#### EXERCISE REQUIREMENTS:
What lines of the data include the string "that"? Copy them all.
>> start DATA TO PROCESS
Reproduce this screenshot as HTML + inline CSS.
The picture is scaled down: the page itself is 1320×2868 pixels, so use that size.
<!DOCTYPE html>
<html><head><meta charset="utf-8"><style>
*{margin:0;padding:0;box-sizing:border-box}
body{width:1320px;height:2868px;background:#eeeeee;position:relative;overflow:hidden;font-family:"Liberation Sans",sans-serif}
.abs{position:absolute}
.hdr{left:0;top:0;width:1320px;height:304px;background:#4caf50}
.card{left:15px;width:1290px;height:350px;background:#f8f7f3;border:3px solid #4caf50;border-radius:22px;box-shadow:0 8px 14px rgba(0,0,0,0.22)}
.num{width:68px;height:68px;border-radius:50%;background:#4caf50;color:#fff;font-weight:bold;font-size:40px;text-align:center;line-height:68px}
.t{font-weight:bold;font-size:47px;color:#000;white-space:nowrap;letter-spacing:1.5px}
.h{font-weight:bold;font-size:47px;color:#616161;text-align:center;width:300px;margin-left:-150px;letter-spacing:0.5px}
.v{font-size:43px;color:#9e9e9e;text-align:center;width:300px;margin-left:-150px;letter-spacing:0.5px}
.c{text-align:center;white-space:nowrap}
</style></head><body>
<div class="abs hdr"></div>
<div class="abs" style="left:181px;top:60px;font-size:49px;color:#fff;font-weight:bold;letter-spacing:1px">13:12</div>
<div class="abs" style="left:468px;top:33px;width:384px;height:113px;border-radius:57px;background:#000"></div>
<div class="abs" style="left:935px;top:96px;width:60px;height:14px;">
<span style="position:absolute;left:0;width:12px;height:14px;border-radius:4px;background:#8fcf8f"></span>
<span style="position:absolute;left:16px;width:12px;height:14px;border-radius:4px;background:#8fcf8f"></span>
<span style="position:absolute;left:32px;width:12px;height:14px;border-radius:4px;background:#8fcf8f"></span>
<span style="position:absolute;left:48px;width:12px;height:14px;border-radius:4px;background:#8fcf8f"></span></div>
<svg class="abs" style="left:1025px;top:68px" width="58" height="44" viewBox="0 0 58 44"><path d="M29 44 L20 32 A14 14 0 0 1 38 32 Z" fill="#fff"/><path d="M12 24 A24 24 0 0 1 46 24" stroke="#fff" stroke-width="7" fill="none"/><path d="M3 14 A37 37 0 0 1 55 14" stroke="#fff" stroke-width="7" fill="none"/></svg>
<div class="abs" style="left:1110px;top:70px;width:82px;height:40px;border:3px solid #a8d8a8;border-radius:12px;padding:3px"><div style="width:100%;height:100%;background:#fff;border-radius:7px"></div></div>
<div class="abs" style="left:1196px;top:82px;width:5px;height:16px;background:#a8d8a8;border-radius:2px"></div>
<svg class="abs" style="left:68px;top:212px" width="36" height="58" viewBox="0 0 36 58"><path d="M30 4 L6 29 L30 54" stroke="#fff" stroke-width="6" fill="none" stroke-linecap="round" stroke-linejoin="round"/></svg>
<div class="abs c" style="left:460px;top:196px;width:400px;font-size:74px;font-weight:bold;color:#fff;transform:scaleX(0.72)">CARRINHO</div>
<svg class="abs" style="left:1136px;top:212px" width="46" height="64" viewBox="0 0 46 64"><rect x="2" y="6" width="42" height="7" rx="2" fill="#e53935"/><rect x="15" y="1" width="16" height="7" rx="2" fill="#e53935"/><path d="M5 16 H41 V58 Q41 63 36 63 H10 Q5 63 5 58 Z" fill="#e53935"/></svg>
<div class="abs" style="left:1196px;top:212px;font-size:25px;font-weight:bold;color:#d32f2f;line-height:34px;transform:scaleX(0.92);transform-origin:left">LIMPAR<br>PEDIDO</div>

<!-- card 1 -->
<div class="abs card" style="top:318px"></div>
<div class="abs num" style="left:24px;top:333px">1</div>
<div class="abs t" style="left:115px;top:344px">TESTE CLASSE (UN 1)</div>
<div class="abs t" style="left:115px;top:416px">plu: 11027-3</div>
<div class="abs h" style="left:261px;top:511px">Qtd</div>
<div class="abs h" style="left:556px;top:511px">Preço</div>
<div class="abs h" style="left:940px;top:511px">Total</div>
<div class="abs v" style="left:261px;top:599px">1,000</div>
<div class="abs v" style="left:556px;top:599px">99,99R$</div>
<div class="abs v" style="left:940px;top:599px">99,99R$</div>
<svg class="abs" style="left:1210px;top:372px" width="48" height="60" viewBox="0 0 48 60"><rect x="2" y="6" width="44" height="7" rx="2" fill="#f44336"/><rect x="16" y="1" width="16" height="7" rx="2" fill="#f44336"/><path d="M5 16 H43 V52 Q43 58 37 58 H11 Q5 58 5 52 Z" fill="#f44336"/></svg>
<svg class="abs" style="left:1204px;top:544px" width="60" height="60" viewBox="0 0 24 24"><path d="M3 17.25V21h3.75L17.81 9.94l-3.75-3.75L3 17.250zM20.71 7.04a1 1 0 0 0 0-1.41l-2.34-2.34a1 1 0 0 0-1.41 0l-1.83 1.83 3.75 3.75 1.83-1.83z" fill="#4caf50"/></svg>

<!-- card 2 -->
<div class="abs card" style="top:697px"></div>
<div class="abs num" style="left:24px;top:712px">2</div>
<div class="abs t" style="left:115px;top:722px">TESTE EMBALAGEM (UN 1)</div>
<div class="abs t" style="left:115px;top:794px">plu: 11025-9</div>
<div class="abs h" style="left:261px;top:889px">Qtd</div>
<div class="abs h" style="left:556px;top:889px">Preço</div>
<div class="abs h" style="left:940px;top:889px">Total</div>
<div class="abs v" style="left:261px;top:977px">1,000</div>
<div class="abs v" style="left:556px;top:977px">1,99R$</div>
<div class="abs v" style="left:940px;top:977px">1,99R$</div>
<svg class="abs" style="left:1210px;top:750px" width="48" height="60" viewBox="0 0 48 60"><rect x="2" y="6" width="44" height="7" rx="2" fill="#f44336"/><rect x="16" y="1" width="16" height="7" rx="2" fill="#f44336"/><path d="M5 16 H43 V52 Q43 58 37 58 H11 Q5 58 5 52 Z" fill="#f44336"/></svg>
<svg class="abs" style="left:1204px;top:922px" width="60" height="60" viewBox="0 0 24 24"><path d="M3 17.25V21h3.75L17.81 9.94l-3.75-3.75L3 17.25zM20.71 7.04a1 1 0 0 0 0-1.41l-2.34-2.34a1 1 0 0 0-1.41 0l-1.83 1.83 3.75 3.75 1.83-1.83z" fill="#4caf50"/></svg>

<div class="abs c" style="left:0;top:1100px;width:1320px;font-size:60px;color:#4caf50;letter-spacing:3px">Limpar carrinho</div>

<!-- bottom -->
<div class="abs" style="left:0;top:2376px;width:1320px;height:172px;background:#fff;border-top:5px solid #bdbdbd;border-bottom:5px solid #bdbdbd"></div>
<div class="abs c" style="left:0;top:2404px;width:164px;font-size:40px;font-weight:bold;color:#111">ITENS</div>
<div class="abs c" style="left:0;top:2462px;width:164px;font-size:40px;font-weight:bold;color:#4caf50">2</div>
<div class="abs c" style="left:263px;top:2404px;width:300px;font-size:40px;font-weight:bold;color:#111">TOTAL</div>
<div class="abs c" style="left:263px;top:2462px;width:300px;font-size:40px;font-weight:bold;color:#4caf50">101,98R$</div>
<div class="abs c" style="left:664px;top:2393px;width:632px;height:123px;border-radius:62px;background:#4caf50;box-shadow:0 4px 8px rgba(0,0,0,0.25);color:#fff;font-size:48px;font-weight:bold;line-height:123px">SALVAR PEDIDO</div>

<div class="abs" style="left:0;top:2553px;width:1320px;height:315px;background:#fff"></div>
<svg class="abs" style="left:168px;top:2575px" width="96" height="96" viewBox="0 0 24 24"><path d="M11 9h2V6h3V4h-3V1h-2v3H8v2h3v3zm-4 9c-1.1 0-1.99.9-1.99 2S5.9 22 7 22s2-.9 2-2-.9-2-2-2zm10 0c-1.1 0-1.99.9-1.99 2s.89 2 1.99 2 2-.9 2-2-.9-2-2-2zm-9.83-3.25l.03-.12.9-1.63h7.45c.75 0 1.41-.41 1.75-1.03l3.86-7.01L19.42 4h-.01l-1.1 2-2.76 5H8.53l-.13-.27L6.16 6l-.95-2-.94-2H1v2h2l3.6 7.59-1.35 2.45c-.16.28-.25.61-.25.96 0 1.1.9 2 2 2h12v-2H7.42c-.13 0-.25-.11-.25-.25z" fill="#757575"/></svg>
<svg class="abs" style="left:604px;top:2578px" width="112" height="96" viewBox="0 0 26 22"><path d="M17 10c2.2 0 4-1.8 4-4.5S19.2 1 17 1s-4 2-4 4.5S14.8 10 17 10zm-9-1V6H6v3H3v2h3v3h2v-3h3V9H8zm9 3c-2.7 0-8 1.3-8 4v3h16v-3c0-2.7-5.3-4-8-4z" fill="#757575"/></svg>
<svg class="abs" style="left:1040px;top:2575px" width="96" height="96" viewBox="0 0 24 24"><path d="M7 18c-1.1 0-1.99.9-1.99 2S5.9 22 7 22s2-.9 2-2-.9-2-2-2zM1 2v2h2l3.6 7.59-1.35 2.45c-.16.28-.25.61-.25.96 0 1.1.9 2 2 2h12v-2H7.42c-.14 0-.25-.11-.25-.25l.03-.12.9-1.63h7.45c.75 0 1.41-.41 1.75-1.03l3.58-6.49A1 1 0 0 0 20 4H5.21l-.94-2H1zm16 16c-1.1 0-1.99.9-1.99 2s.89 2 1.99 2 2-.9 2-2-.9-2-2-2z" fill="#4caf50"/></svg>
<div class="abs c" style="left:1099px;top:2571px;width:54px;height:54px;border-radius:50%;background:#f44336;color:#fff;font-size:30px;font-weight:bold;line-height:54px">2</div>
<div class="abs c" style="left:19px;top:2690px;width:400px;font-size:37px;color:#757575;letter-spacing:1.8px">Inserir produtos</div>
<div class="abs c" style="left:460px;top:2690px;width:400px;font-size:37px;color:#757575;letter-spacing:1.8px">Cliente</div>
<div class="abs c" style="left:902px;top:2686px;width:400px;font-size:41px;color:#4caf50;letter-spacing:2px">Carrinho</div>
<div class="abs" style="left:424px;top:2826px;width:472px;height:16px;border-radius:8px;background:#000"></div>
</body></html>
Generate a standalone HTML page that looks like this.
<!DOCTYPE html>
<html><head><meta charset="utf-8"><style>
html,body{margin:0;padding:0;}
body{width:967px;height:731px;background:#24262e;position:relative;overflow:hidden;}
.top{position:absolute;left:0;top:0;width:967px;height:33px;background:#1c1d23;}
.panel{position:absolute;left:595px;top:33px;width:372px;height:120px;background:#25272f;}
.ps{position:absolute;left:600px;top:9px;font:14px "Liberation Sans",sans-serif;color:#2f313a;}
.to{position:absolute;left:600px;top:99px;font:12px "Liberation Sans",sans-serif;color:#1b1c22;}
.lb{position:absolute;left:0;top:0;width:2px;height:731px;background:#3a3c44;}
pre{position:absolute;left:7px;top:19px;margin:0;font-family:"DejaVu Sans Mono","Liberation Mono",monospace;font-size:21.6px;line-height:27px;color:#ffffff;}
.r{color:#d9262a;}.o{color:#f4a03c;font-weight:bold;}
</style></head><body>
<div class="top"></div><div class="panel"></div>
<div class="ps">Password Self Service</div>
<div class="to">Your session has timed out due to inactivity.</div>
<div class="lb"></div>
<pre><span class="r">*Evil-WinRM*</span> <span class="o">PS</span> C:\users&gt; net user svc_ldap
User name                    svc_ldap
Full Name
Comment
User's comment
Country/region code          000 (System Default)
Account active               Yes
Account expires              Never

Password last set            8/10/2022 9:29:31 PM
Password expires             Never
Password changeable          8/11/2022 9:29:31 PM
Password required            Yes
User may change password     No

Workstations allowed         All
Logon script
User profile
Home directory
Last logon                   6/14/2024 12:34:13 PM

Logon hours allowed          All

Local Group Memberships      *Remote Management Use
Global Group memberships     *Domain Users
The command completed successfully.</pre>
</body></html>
>> end DATA TO PROCESS
#### WRITTEN ANSWER:
The picture is scaled down: the page itself is 1320×2868 pixels, so use that size.
Generate a standalone HTML page that looks like this.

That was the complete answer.